En flânant dans les vergers de l’Agdal, vous trouverez l’occasion de vous offrir de longues balades à l’ombre de plusieurs remparts, murs d’enceinte de palais de toutes les périodes, y compris contemporaine, avec le Palais royal dans le quartier (des enceintes) ‘Mechouar’, qui fait face à l’immense place éponyme, où les sultans proclamés recevaient traditionnellement l’allégeance (la ‘Be’ya’). Autre jardin emblématique de la cité ocre, étape incontournable de tous les circuits touristiques, celui qui porte le nom du plus célèbre artiste peintre ayant résidé à Marrakech. Il s’agit bien entendu de Jacques Majorelle, qui en plus de donner son nom à une nuance de bleu, a légué à sa ville de cœur un somptueux écrin exotique, devenu une référence mondiale en la matière.

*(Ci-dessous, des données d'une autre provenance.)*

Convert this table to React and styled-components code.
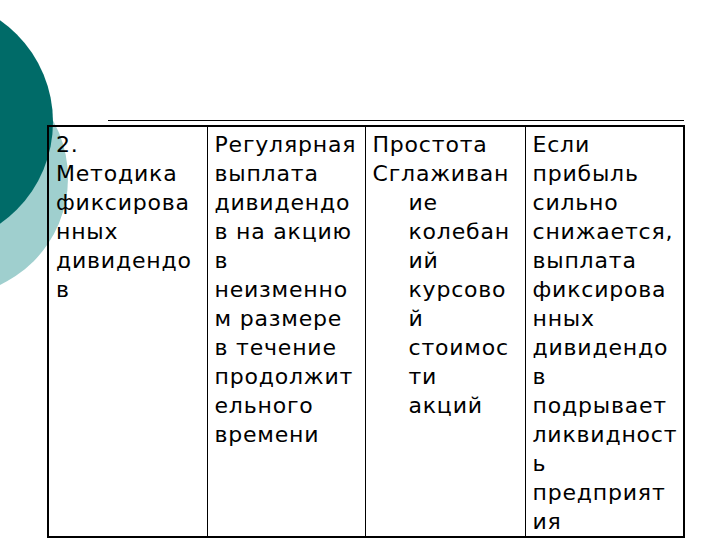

L’histoire remonte à l’année 1917, lorsque le génial artiste français se rend dans l’ancienne capitale impériale où il réside quelques années au cœur de la médina. En quête de plus de quiétude pour peindre, Jacques Majorelle acquiert en 1923 un terrain de plus de 16 000 mètres carrés en périphérie de la ville dans un lieu quasi désertique appelé ‘Rouidat’ où seuls quelques peupliers viennent rompre la monotonie du paysage. Un choix qui, comme partout à Marrakech, a un lien avec l’eau. Ici, la nappe phréatique est moins profonde qu’ailleurs, et l’ambition de l’artiste est de concevoir un jardin comme la ville n’en a jamais connu. Il y plante des espèces du monde entier, dont certaines récoltées par ses soins lors de ses voyages. Le peintre choisit le nom de ‘Bou safasaf’ (père du peuplier) à son domaine, en référence à cet arbre qui lui rappelle sa Lorraine natale. Dans l’esprit de Majorelle, sa demeure est d’abord un jardin, que vous pouvez admirez désormais à longueur d’année, mais, mieux vaut réserver à l’avance tellement ce lieu enchanté est prisé. Et si vous consacrez une journée à la visite des espaces verdoyants de Marrakech, n’oubliez pas de vous rendre dans celui exceptionnel du palace La Mamounia, établissement historique de prestige, régulièrement cité parmi les plus luxueux du monde.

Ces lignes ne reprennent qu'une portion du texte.